Mechanisms for the proton mobility-dependent gas-phase fragmentation reactions of S-alkyl cysteine sulfoxide-containing peptide ions.

Mechanisms for the gas-phase fragmentation reactions of singly and multiply protonated precursor ions of the model S-alkyl cysteine sulfoxide-containing peptides GAILCGAILK, GAILCGAILR, and VTMGHFCNFGK prepared by reaction with iodomethane, iodoacetamide, iodoacetic acid, acrylamide, or 4-vinylpyridine, followed by oxidation with hydrogen peroxide, as well as peptides obtained from an S-carboxyamidomethylated and oxidized tryptic digest of bovine serum albumin, have been examined using multistage tandem mass spectrometry, hydrogen/deuterium exchange and molecular orbital calculations (at the B3LYP/6-31 + G(d,p) level of theory). Consistent with previous reports, CID-MS/MS of the S-alkyl cysteine sulfoxide-containing peptide ions resulted in the dominant "non-sequence" neutral loss of an alkyl sulfenic acid (XSOH) from the modified cysteine side chains under conditions of low proton mobility, irrespective of the alkylating reagent employed. Dissociation of uniformly deuterated precursor ions of these model peptides determined that the loss of alkyl sulfenic acid in each case occurred via a "charge-remote" five-centered cis-1,2 elimination reaction to yield a dehydroalanine-containing product ion.

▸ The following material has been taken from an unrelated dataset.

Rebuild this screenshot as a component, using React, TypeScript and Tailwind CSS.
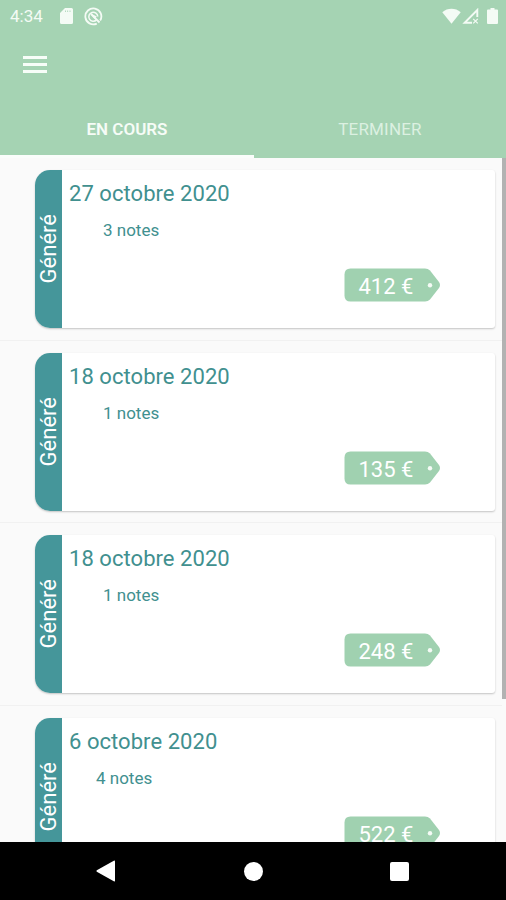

Similarly, the charge state dependence to the mechanisms and product ion structures for the losses of CO(2), CO(2) + H(2)O and CO(2) + CH(2)O from S-carboxymethyl cysteine sulfoxide-containing peptides, and for the losses of CH(2)CHCONH(2) and CH(2)CHC(5)H(4)N, respectively, from S-amidoethyl and S-pyridylethyl cysteine sulfoxide-containing peptide ions have also been determined. The results from these studies indicate that both the proton mobility of the peptide precursor ion and the nature of the S-alkyl substituent have a significant influence on the abundances and charge states of the product ions resulting from the various competing fragmentation pathways.